Transaction Monitor service periodically checks db for non-arrivals. If user doesn't arrive within 8 hours of reservation, then reservation canceled and user charged for 24 hours.


If vehicle_left() is called before vehicle_arrived() then the admin at the lot should be notified. The service should assume the vehicle arrived around reservation start time.


Detailed component design

Dig deeper into 2-3 components and explain in detail how they work. For example, how well does each component scale? Any relevant algorithm or data structure you like to use for a component? Also you could draw a diagram using the diagramming tool to enhance your design...







Trade offs/Tech choices

Explain any trade offs you have made and why you made certain tech choices...

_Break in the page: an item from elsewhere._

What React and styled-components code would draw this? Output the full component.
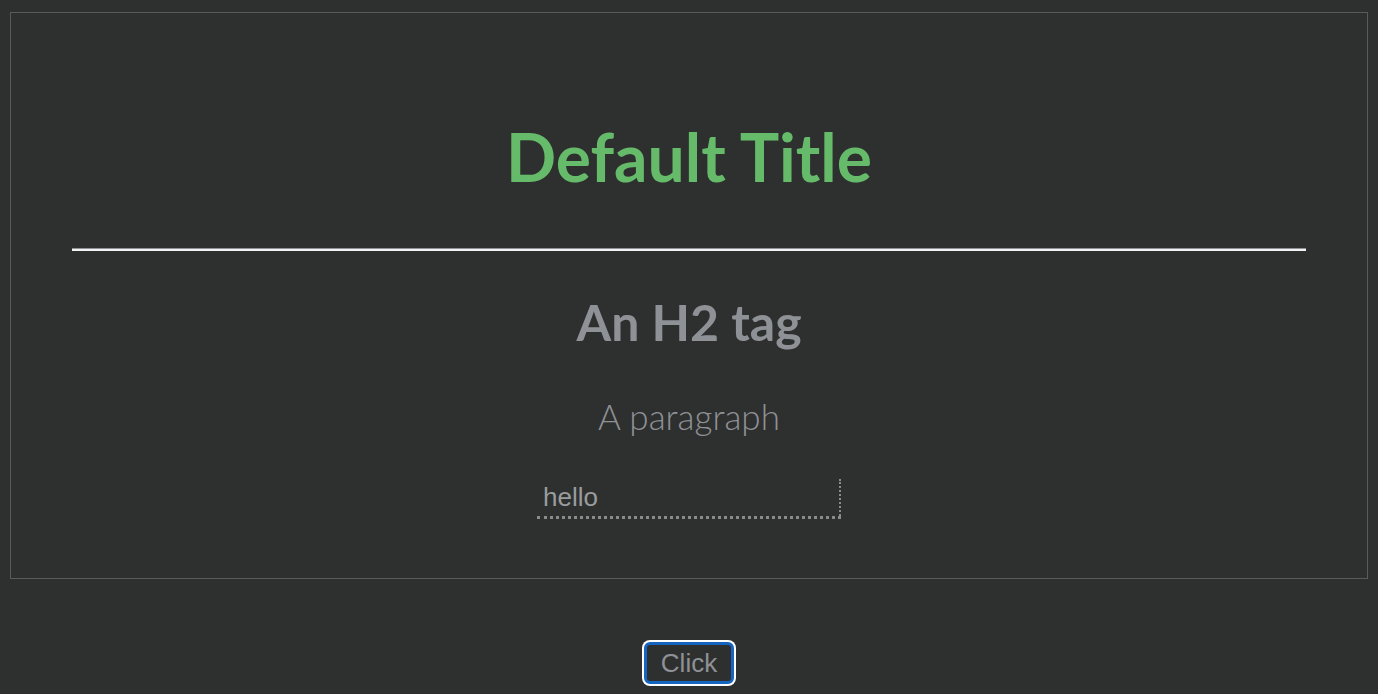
import React from 'react';
import styled, { createGlobalStyle } from 'styled-components';

const GlobalStyle = createGlobalStyle`
  html, body {
    margin: 0;
    padding: 0;
    background: #2e302f;
  }
  body {
    font-family: Lato, "Noto Sans", sans-serif;
  }
`;

const Page = styled.div`
  min-height: 694px;
  padding: 12px 10px 0 10px;
  box-sizing: border-box;
  display: flex;
  flex-direction: column;
  align-items: center;
`;

const Card = styled.section`
  align-self: stretch;
  border: 1px solid #585b5a;
  padding: 104px 61px 59px 61px;
  display: flex;
  flex-direction: column;
  align-items: center;
`;

const Title = styled.h1`
  margin: 0;
  font-family: Lato, sans-serif;
  font-size: 66px;
  font-weight: 700;
  line-height: 1.2;
  color: #66bb6a;
`;

const Rule = styled.hr`
  align-self: stretch;
  margin: 52px 0 0 0;
  border: 0;
  border-top: 1px solid #8e9196;
  border-bottom: 2px solid #f2f2f2;
  height: 0;
`;

const Subtitle = styled.h2`
  margin: 41px 0 0 0;
  font-family: Lato, sans-serif;
  font-size: 50px;
  font-weight: 700;
  line-height: 1.2;
  color: #8e9196;
`;

const Paragraph = styled.p`
  margin: 43px 0 0 0;
  font-family: Lato, sans-serif;
  font-size: 35px;
  font-weight: 300;
  line-height: 1.2;
  color: #8e9196;
`;

const TextInput = styled.input`
  margin-top: 42px;
  width: 304px;
  height: 40px;
  box-sizing: border-box;
  padding: 0 6px;
  background: transparent;
  border: 0;
  border-right: 2px dotted #8a8c8b;
  border-bottom: 3px dotted #8a8c8b;
  font-family: "Liberation Sans", Arial, sans-serif;
  font-size: 26px;
  color: #9a9c9e;
  outline: none;
`;

const Button = styled.button`
  margin-top: 63px;
  width: 90px;
  height: 42px;
  box-sizing: border-box;
  background: #2e302f;
  border: 3px solid #1565c0;
  border-radius: 6px;
  box-shadow: 0 0 0 2px #ffffff;
  font-family: "Liberation Sans", Arial, sans-serif;
  font-size: 26px;
  color: #8e9196;
  padding: 0;
  cursor: pointer;
`;

export default function App() {
  return (
    <>
      <GlobalStyle />
      <Page>
        <Card>
          <Title>Default Title</Title>
          <Rule />
          <Subtitle>An H2 tag</Subtitle>
          <Paragraph>A paragraph</Paragraph>
          <TextInput defaultValue="hello" />
        </Card>
        <Button>Click</Button>
      </Page>
    </>
  );
}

RDB provides strong consistency. This is a transaction based service which requires consistency, so RDB over NoSQL is preferred. The estimated data over 2 years is less than 1 TB too so RDB performance won't be a concern.


NoSQL would provide better horizontal scalability, but consistency and relational queries outweigh the benefit of scalability.



Failure scenarios/bottlenecks

Try to discuss as many failure scenarios/bottlenecks as possible.


The main scalability bottleneck would be the amount of data stored and thus the database choice. All other components can be scaled because they are stateless (reservation service and transaction service) or support scalability natively (cache, API gateway).


To enhance read performance, can have READ replicas and also partition the db across nodes with logical groupings like parking lots and locations.


For fault tolerance, the database should be replicated across AZs for disaster recovery.


Monitoring systems should be in place for all servers and components.



Future improvements

What are some future improvements you would make? How would you mitigate the failure scenario(s) you described above?


Optimizing based on user's geographic location with a CDN like Cloudflare or using a Global Load Balancer to route client traffic to the nearest data center. Databases can also be replicated across geographic regions to ensure backups in case of a regional disaster.